Network Learning with Semi-relaxed Gromov-Wasserstein
Title: Network Learning via Semi-relaxed Gromov-Wasserstein
Abstract:
A core hurdle in statistical machine learning is estimating the generative mechanisms of large-scale networks. This process necessitates uncovering the latent connectivity structure, a task that is typically an NP-hard combinatorial problem because canonical node labels are often missing. To overcome this obstacle, we introduce probabilistic couplings, which effectively relax the traditional assignment problem.

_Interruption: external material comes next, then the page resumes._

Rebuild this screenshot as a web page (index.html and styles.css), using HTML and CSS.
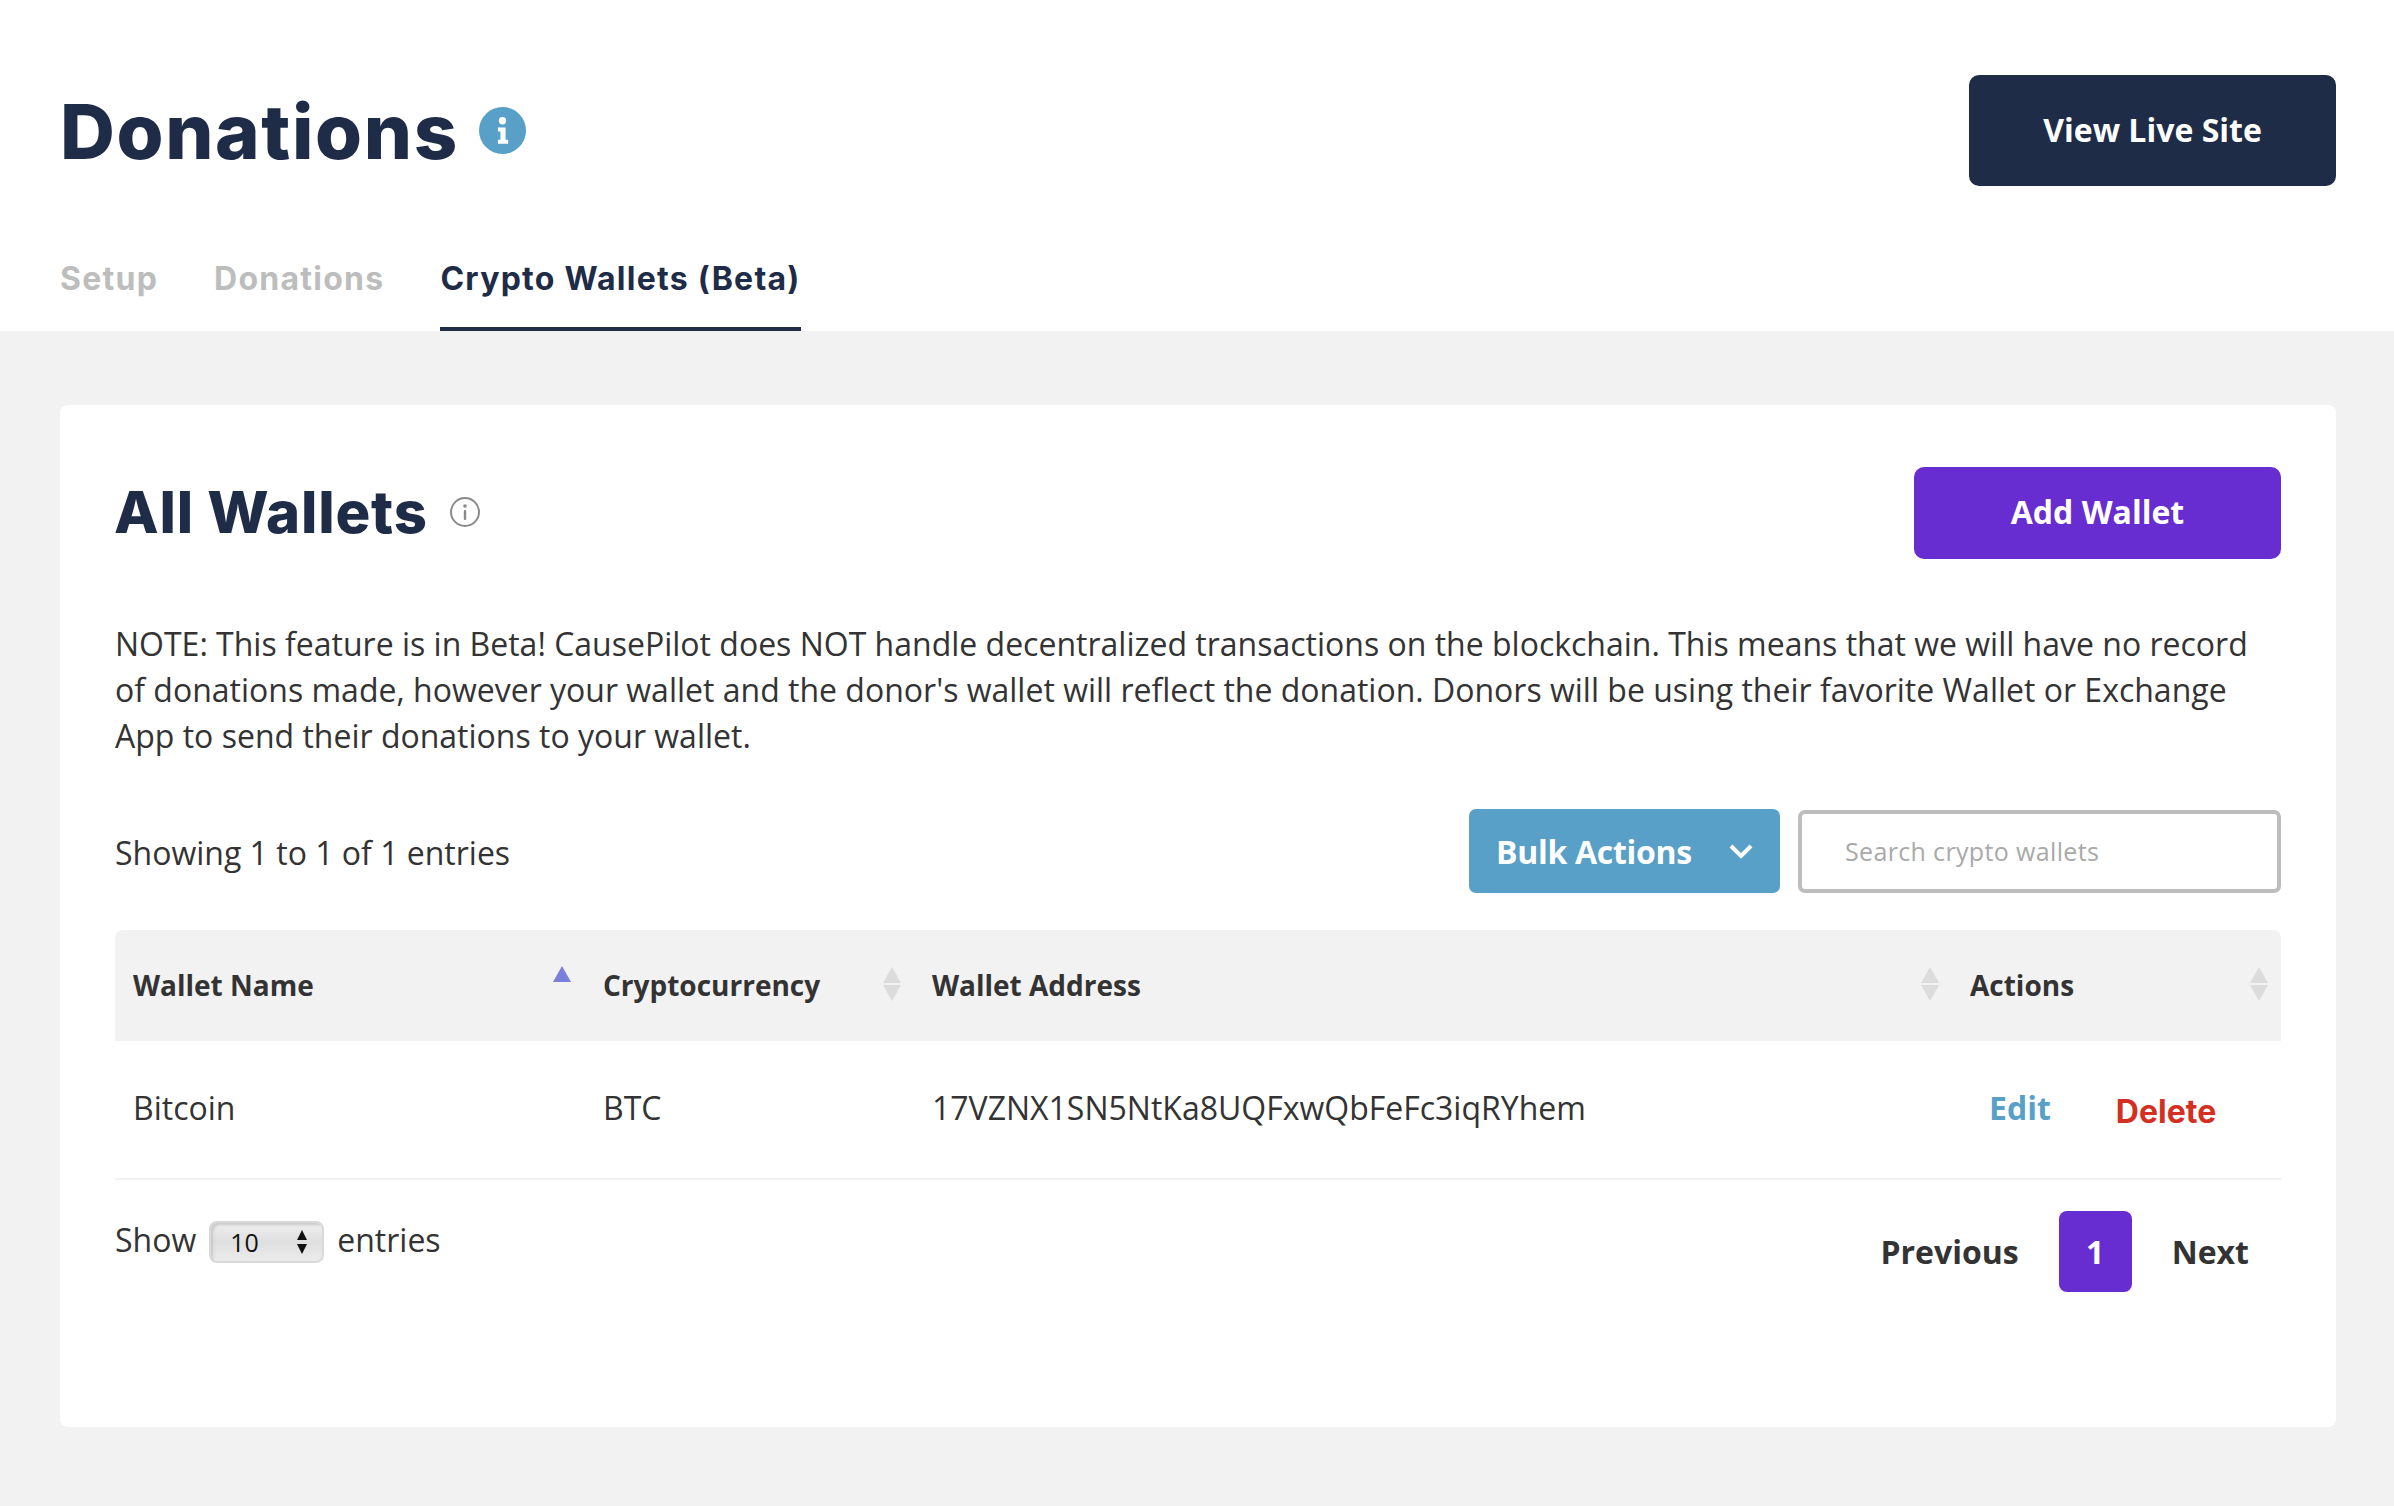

This approach allows us to frame our estimation framework as a semi-relaxed Gromov-Wasserstein objective, yielding a low-dimensional representation of the generative structure. We address this optimization using a block-coordinate conditional gradient algorithm. Although we employ relaxation, the final solution is usually deterministic. Specifically, we demonstrate that the optimality gap between the relaxed solution and the deterministic assignment diminishes at a rate of $O(1/n)$, with $n$ representing the number of nodes. This property facilitates the tractable recovery of the underlying model and supports rigorous statistical analysis. We prove consistency and establish minimax-optimal convergence rates for both Holder-smooth graphons and stochastic block models. Furthermore, our implementation demonstrates efficient scalability with respect to $n$, as validated on both synthetic and real-world datasets.